Thematic Investing 101
Thematic investing is becoming increasingly popular, especially among younger Americans. Let’s explore this approach and learn more about investment themes.
Thematic investing is seeing greater investor interest and more widespread adoption across the financial industry. This trend is being driven by young investors, in particular, and we continue to see its impact on the investment landscape. According to a study by Global X, 83% of millennials reporting being “extremely interested” or “very interested” in thematic investing. Over $83 billion is invested in funds that focus on an investment theme, too. Thematic investing may help keep people engaged in the process because themes are typically far more interesting than generic portfolios. Given the popularity of thematic investing, we think it’s worth digging into this topic more deeply.
What Investment Themes Are
If you invest in a theme, you’re selecting the stocks of companies that you hope will profit from a major technological, economic, or environmental trend. The trends powering thematic investing are expected to be disruptive and long-lasting, making them appropriate for potentially sustained use. Examples of investment themes include clean energy, artificial intelligence, and social media. Importantly, investment themes cut across traditional industry sectors. The clean energy theme might combine electricity providers using renewable energy resources (from the Utilities sector) and companies that produce solar panels or wind turbines (from the Industrials sector). This blending of typical business sectors is what sets thematic investing apart from more traditional approaches to selecting stocks.
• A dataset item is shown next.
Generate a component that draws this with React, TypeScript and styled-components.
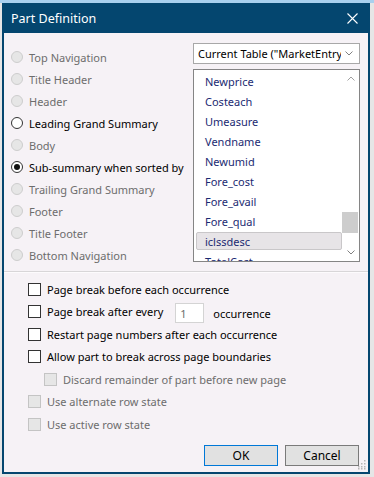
import styled, { createGlobalStyle } from "styled-components";

const GlobalStyle = createGlobalStyle`
  html, body {
    margin: 0;
    padding: 0;
  }
  body {
    width: 374px;
    height: 477px;
    overflow: hidden;
    background: #e8e8e8;
    font-family: "Noto Sans", "Liberation Sans", sans-serif;
    font-size: 11px;
  }
`;

const Screen = styled.div`
  width: 374px;
  height: 477px;
  box-sizing: border-box;
  padding: 3px 4px 3px 2px;
  background: linear-gradient(#a9d0ee 0 3px, #e6e6e6 3px);
  display: flex;
`;

const Dialog = styled.div`
  position: relative;
  flex: 1;
  display: flex;
  flex-direction: column;
  border: 2px solid #04466f;
  border-top: 0;
  background: #f6f2f6;
`;

const TitleBar = styled.div`
  height: 30px;
  background: #04466f;
  color: #fff;
  display: flex;
  align-items: center;
  justify-content: space-between;
  padding: 0 10px 0 7px;
  font-size: 12.5px;
  flex-shrink: 0;
`;

const Body = styled.div`
  flex: 1;
  display: flex;
  flex-direction: column;
`;

const TopSection = styled.div`
  display: flex;
  justify-content: space-between;
  padding: 10px 8px 0 7px;
`;

const RadioList = styled.div`
  margin-top: 3px;
  display: flex;
  flex-direction: column;
`;

const RadioRow = styled.div<{ $disabled?: boolean }>`
  height: 22px;
  display: flex;
  align-items: center;
  gap: 6px;
  color: ${(p) => (p.$disabled ? "#6d6d6d" : "#000")};
  white-space: nowrap;
`;

const Radio = styled.span<{ $disabled?: boolean; $checked?: boolean }>`
  width: 12px;
  height: 12px;
  box-sizing: border-box;
  border-radius: 50%;
  border: 1px solid ${(p) => (p.$disabled ? "#cdcdcd" : "#333")};
  background: ${(p) => (p.$disabled ? "#e6e6e6" : "#fff")};
  display: flex;
  align-items: center;
  justify-content: center;
  &::after {
    content: "";
    display: ${(p) => (p.$checked ? "block" : "none")};
    width: 6px;
    height: 6px;
    border-radius: 50%;
    background: #111;
  }
`;

const RightColumn = styled.div`
  width: 167px;
  display: flex;
  flex-direction: column;
  gap: 5px;
`;

const Select = styled.div`
  height: 21px;
  box-sizing: border-box;
  border: 1px solid #a8a8a8;
  background: #fff;
  display: flex;
  align-items: center;
  padding: 0 6px 0 4px;
  gap: 4px;
  color: #000;
`;

const SelectText = styled.span`
  flex: 1;
  min-width: 0;
  overflow: hidden;
  white-space: nowrap;
`;

const ListBox = styled.div`
  height: 193px;
  box-sizing: border-box;
  border: 1px solid #858585;
  background: #fff;
  display: flex;
  overflow: hidden;
`;

const Items = styled.div`
  flex: 1;
  padding: 1px 0 0 2px;
  display: flex;
  flex-direction: column;
`;

const Item = styled.div<{ $selected?: boolean }>`
  height: 20px;
  flex-shrink: 0;
  box-sizing: border-box;
  display: flex;
  align-items: center;
  padding-left: 9px;
  color: #1b2a72;
  ${(p) =>
    p.$selected &&
    `
    margin: 1px 0;
    height: 18px;
    background: #e7e4e7;
    border: 1px solid #c9c7c9;
    border-radius: 2px;
    padding-left: 8px;
  `}
`;

const ScrollBar = styled.div`
  width: 17px;
  display: flex;
  flex-direction: column;
  align-items: center;
  background: #fff;
`;

const ScrollButton = styled.div`
  height: 17px;
  width: 17px;
  display: flex;
  align-items: center;
  justify-content: center;
`;

const Track = styled.div`
  flex: 1;
  width: 17px;
  display: flex;
  flex-direction: column;
`;

const Thumb = styled.div`
  margin-top: 125px;
  height: 21px;
  width: 16px;
  background: #cdcdcd;
`;

const Separator = styled.div`
  margin-top: 5px;
  height: 1px;
  background: #d8d6d8;
  border-bottom: 1px solid #fdfbfd;
`;

const Options = styled.div`
  padding: 5px 0 0 24px;
  display: grid;
  grid-auto-rows: 22.5px;
  justify-items: start;
`;

const CheckRow = styled.div<{ $disabled?: boolean; $indent?: number }>`
  display: flex;
  align-items: center;
  gap: 6px;
  padding-left: ${(p) => p.$indent ?? 0}px;
  color: ${(p) => (p.$disabled ? "#6d6d6d" : "#000")};
  white-space: nowrap;
`;

const Check = styled.span<{ $disabled?: boolean }>`
  width: 13px;
  height: 13px;
  box-sizing: border-box;
  border: 1px solid ${(p) => (p.$disabled ? "#c4c4c4" : "#333")};
  background: ${(p) => (p.$disabled ? "#e6e6e6" : "#fff")};
  flex-shrink: 0;
`;

const NumberBox = styled.span`
  margin-left: 6px;
  width: 29px;
  height: 20px;
  box-sizing: border-box;
  border: 1px solid #d4d4d4;
  background: #fff;
  color: #6d6d6d;
  display: flex;
  align-items: flex-end;
  padding: 0 0 1px 4px;
  margin-top: 2px;
`;

const Suffix = styled.span`
  margin-left: 3px;
  margin-top: 3px;
`;

const ButtonRow = styled.div`
  margin-top: auto;
  display: flex;
  justify-content: flex-end;
  gap: 7px;
  padding: 0 9px 6px 0;
`;

const Button = styled.button<{ $default?: boolean }>`
  width: 74px;
  height: 21px;
  box-sizing: border-box;
  border: 1px solid ${(p) => (p.$default ? "#0078d7" : "#7a7a7a")};
  background: #e1e1e1;
  font-family: inherit;
  font-size: 12px;
  color: #000;
  padding: 0;
`;

const Grip = styled.svg`
  position: absolute;
  right: 2px;
  bottom: 2px;
`;

const Chevron = ({ up }: { up?: boolean }) => (
  <svg width="8" height="5" viewBox="0 0 8 5">
    <polyline
      points={up ? "0.5,4.5 4,1 7.5,4.5" : "0.5,0.5 4,4 7.5,0.5"}
      fill="none"
      stroke={up ? "#a0a0a0" : "#808080"}
      strokeWidth="1"
    />
  </svg>
);

const parts = [
  { label: "Top Navigation", disabled: true },
  { label: "Title Header", disabled: true },
  { label: "Header", disabled: true },
  { label: "Leading Grand Summary" },
  { label: "Body", disabled: true },
  { label: "Sub-summary when sorted by", checked: true },
  { label: "Trailing Grand Summary", disabled: true },
  { label: "Footer", disabled: true },
  { label: "Title Footer", disabled: true },
  { label: "Bottom Navigation", disabled: true },
];

const fields = [
  "Newprice",
  "Costeach",
  "Umeasure",
  "Vendname",
  "Newumid",
  "Fore_cost",
  "Fore_avail",
  "Fore_qual",
  "iclssdesc",
  "TotalCost",
];

const options = [
  { label: "Restart page numbers after each occurrence" },
  { label: "Allow part to break across page boundaries" },
  { label: "Discard remainder of part before new page", disabled: true, indent: 16 },
  { label: "Use alternate row state", disabled: true },
  { label: "Use active row state", disabled: true },
];

function App() {
  return (
    <Screen>
      <GlobalStyle />
      <Dialog>
        <TitleBar>
          <span>Part Definition</span>
          <svg width="11" height="11" viewBox="0 0 11 11">
            <path d="M0.5 0.5 L10.5 10.5 M10.5 0.5 L0.5 10.5" stroke="#fff" strokeWidth="1.1" />
          </svg>
        </TitleBar>
        <Body>
          <TopSection>
            <RadioList>
              {parts.map((p) => (
                <RadioRow key={p.label} $disabled={p.disabled}>
                  <Radio $disabled={p.disabled} $checked={p.checked} />
                  {p.label}
                </RadioRow>
              ))}
            </RadioList>
            <RightColumn>
              <Select>
                <SelectText>Current Table ("MarketEntry")</SelectText>
                <Chevron />
              </Select>
              <ListBox>
                <Items>
                  {fields.map((f) => (
                    <Item key={f} $selected={f === "iclssdesc"}>
                      {f}
                    </Item>
                  ))}
                </Items>
                <ScrollBar>
                  <ScrollButton>
                    <Chevron up />
                  </ScrollButton>
                  <Track>
                    <Thumb />
                  </Track>
                  <ScrollButton>
                    <Chevron up={false} />
                  </ScrollButton>
                </ScrollBar>
              </ListBox>
            </RightColumn>
          </TopSection>
          <Separator />
          <Options>
            <CheckRow>
              <Check />
              <span>Page break before each occurrence</span>
            </CheckRow>
            <CheckRow>
              <Check />
              <span>Page break after every</span>
              <NumberBox>1</NumberBox>
              <Suffix>occurrence</Suffix>
            </CheckRow>
            {options.map((o) => (
              <CheckRow key={o.label} $disabled={o.disabled} $indent={o.indent}>
                <Check $disabled={o.disabled} />
                <span>{o.label}</span>
              </CheckRow>
            ))}
          </Options>
          <ButtonRow>
            <Button $default>OK</Button>
            <Button>Cancel</Button>
          </ButtonRow>
        </Body>
        <Grip width="10" height="10" viewBox="0 0 10 10">
          {[
            [8, 0], [8, 3], [5, 3], [8, 6], [5, 6], [2, 6], [8, 8], [5, 8], [2, 8],
          ].map(([x, y], i) => (
            <rect key={i} x={x} y={y} width="1.5" height="1.5" fill="#b5b5b5" />
          ))}
        </Grip>
      </Dialog>
    </Screen>
  );
}

export default App;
What Investment Themes Aren’t
Investment themes aren’t sure strategies to beat the market or earn money. Thematic concepts can fizzle out after a brief run or never take off at all. History is littered with claims of “the next big thing” that turned out to be wrong.
While a thematic investment approach typically crosses traditional sector boundaries, some thematic investing isn’t equivalent to a diversified portfolio. Totally thematic portfolios may be riskier and more volatile than diversified portfolios.
How You Can Combine a Theme with Diversification
Choosing a theme and building a diversified portfolio aren’t mutually exclusive approaches to investing. You can have both. A well-diversified portfolio can serve as the foundation of an investment account with a small amount of additional money dedicated to an investment theme. Thematic investing shouldn’t be viewed as a replacement for diversification, but it can be used as a “complement” to a diversified portfolio.
Themes enable investors to help fund, and potentially profit from, key trends. Thematic investments target ideas, personal values, or economic shifts for investors who want to invest in an idea that doesn’t have its own official sector. The variety of investable themes is constantly evolving, too. You can invest in a chosen theme through individual stock research, by using a thematic exchange-traded fund (ETF), or by selecting a pre-built portfolio. These flexible elements, and growing popularity, make thematic investing an interesting part of the financial landscape! Because investments have risk of losing value and are not FDIC-insured, you should consider consulting a financial advisor before investing.